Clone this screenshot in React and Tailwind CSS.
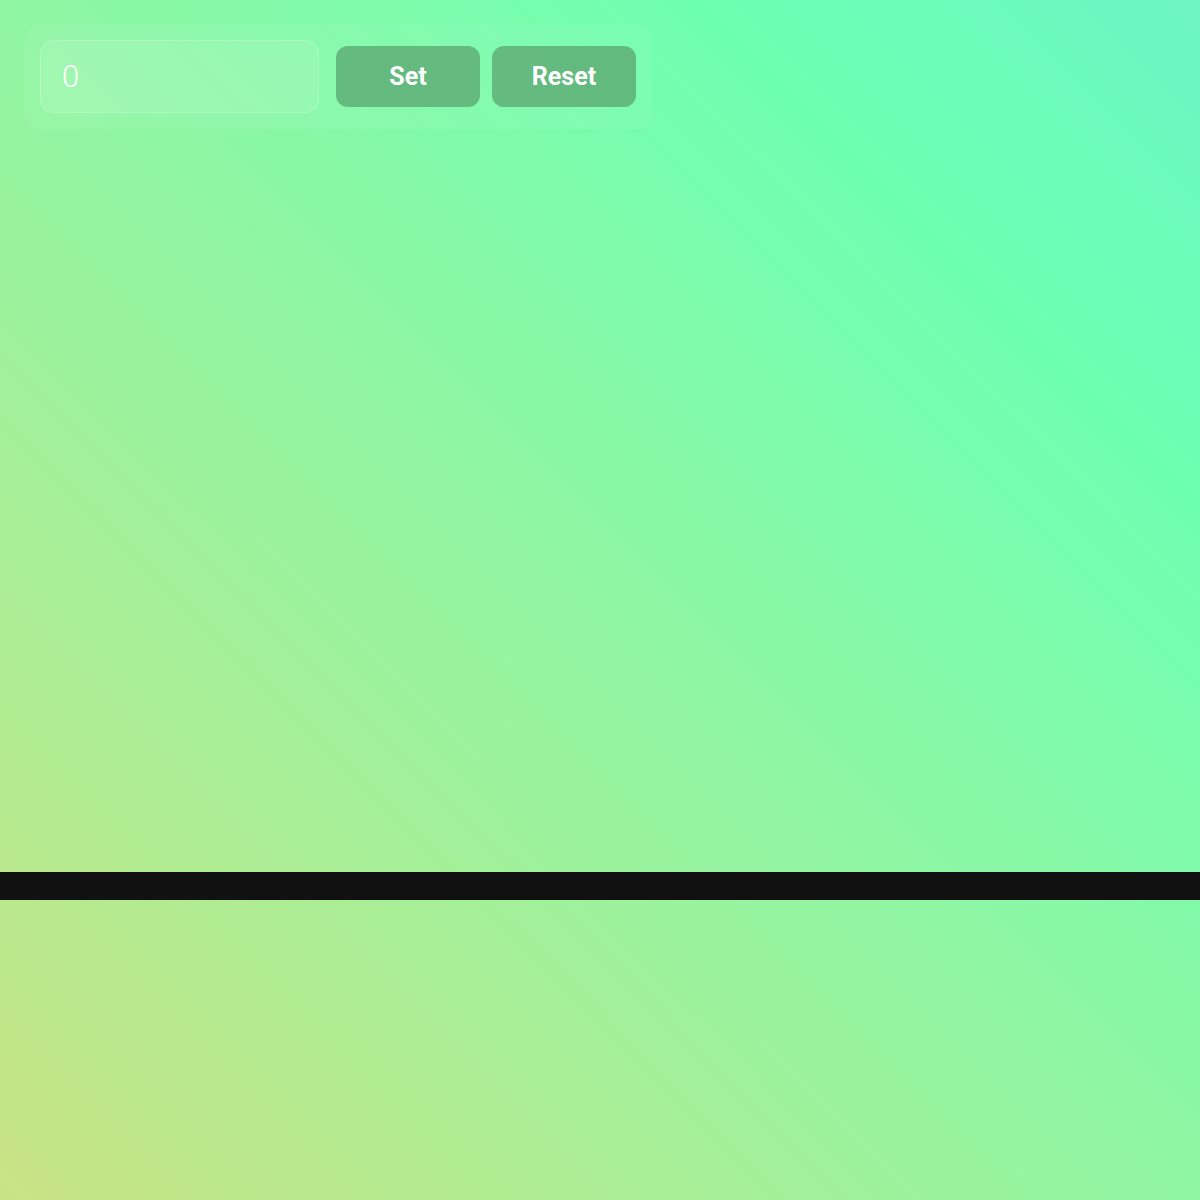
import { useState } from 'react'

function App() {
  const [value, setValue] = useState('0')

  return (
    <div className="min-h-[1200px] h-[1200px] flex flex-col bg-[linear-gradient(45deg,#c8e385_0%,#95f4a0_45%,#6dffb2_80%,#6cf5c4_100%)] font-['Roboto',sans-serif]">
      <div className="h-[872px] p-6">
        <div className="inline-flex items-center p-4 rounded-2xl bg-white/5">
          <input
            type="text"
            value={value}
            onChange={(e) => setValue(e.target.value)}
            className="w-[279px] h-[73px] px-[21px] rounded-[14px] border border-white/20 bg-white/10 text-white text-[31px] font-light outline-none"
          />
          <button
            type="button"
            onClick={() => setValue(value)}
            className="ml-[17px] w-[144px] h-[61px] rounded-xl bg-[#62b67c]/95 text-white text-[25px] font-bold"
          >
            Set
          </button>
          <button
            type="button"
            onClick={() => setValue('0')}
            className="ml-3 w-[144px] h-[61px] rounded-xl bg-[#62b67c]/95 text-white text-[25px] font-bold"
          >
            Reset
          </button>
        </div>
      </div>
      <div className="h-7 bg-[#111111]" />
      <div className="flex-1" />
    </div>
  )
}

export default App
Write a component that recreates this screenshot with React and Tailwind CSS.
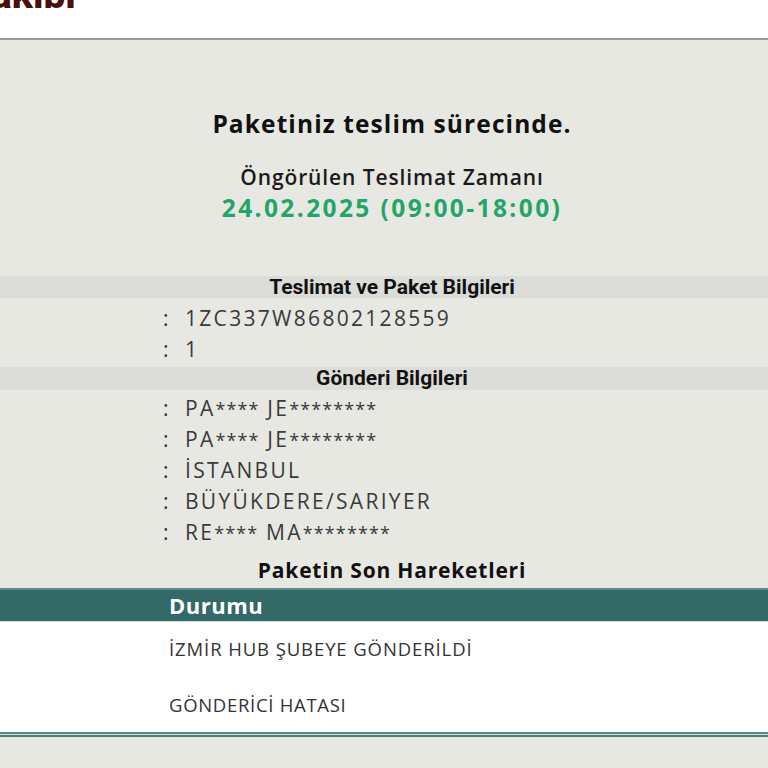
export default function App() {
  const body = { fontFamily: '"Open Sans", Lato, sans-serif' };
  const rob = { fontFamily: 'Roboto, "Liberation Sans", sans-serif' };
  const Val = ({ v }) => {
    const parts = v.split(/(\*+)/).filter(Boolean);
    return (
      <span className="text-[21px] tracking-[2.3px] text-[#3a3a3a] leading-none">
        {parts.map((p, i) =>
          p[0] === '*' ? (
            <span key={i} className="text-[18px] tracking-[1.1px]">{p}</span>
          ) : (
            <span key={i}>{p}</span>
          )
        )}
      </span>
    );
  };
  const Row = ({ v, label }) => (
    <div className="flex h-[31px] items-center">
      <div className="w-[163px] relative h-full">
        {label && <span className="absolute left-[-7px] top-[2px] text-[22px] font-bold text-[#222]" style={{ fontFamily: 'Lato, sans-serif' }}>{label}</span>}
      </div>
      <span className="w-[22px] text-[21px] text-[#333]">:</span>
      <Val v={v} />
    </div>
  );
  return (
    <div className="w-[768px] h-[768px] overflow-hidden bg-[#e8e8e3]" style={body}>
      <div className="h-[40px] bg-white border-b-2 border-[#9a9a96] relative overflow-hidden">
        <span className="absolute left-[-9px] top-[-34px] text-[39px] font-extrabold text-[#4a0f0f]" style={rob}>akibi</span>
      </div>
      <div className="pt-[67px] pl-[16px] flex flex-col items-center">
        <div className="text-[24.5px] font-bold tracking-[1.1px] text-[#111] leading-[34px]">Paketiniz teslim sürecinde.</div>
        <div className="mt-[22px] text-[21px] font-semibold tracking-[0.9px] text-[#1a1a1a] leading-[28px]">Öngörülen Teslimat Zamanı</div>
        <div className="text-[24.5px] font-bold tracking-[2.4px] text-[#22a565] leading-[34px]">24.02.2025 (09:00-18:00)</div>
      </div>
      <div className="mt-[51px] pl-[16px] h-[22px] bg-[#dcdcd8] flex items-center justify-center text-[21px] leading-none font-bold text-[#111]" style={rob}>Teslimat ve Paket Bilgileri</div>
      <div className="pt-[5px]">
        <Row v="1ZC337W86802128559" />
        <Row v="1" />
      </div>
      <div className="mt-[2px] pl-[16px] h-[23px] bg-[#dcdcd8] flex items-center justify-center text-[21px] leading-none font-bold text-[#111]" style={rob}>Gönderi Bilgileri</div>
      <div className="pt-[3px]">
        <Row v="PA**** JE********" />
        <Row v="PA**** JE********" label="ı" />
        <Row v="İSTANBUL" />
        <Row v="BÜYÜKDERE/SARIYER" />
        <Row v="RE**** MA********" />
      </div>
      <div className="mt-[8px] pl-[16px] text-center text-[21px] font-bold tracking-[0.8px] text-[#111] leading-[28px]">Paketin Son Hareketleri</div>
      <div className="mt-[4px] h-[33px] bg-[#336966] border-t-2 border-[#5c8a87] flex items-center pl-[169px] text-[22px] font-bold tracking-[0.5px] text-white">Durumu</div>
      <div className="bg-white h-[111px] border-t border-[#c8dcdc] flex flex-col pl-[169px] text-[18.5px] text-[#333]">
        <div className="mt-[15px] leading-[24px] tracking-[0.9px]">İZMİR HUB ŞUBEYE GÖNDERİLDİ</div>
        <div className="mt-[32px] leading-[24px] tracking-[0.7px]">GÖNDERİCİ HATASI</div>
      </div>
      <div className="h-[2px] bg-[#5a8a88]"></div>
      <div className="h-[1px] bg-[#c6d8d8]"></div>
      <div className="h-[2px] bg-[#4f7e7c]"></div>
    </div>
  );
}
::::::
Exercise directions:
Copy exactly the lines running from the beginning of the listing through the line that has "const [value, setValue] = useState('0')". Drop the pictures.

Solution to the problem:
Clone this screenshot in React and Tailwind CSS.
import { useState } from 'react'

function App() {
  const [value, setValue] = useState('0')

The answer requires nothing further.